_Given task_
No images are to be carried over; print all other material exactly as it stands.

━━━ Dataset content ━━━

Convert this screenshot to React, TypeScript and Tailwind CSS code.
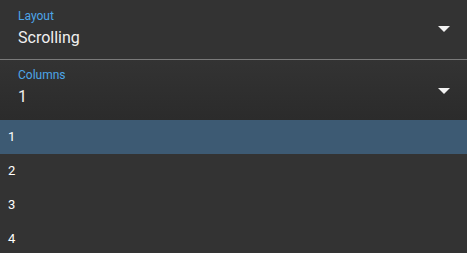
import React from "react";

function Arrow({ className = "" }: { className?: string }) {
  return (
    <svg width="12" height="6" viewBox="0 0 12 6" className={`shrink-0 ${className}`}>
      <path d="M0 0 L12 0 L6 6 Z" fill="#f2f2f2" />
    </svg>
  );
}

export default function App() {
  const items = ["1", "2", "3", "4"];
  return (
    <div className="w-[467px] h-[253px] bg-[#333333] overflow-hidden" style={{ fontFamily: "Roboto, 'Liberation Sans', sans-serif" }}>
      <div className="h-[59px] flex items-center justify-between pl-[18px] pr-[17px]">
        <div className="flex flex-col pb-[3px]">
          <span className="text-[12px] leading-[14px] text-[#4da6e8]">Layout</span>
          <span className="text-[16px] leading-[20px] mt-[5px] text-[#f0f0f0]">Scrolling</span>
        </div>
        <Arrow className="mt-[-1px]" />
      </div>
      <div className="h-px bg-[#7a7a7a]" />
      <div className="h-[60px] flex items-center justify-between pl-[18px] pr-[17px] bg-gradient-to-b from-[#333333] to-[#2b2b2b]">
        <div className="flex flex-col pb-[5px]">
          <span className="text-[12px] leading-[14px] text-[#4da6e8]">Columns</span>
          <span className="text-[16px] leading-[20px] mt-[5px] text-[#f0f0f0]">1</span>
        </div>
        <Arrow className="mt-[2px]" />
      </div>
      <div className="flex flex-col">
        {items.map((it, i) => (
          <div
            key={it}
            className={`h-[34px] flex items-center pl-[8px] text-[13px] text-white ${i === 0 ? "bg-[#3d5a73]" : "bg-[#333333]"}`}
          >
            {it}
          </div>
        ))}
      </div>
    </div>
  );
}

━━━

_Task response_
Convert this screenshot to React, TypeScript and Tailwind CSS code.
import React from "react";

function Arrow({ className = "" }: { className?: string }) {
  return (
    <svg width="12" height="6" viewBox="0 0 12 6" className={`shrink-0 ${className}`}>
      <path d="M0 0 L12 0 L6 6 Z" fill="#f2f2f2" />
    </svg>
  );
}

export default function App() {
  const items = ["1", "2", "3", "4"];
  return (
    <div className="w-[467px] h-[253px] bg-[#333333] overflow-hidden" style={{ fontFamily: "Roboto, 'Liberation Sans', sans-serif" }}>
      <div className="h-[59px] flex items-center justify-between pl-[18px] pr-[17px]">
        <div className="flex flex-col pb-[3px]">
          <span className="text-[12px] leading-[14px] text-[#4da6e8]">Layout</span>
          <span className="text-[16px] leading-[20px] mt-[5px] text-[#f0f0f0]">Scrolling</span>
        </div>
        <Arrow className="mt-[-1px]" />
      </div>
      <div className="h-px bg-[#7a7a7a]" />
      <div className="h-[60px] flex items-center justify-between pl-[18px] pr-[17px] bg-gradient-to-b from-[#333333] to-[#2b2b2b]">
        <div className="flex flex-col pb-[5px]">
          <span className="text-[12px] leading-[14px] text-[#4da6e8]">Columns</span>
          <span className="text-[16px] leading-[20px] mt-[5px] text-[#f0f0f0]">1</span>
        </div>
        <Arrow className="mt-[2px]" />
      </div>
      <div className="flex flex-col">
        {items.map((it, i) => (
          <div
            key={it}
            className={`h-[34px] flex items-center pl-[8px] text-[13px] text-white ${i === 0 ? "bg-[#3d5a73]" : "bg-[#333333]"}`}
          >
            {it}
          </div>
        ))}
      </div>
    </div>
  );
}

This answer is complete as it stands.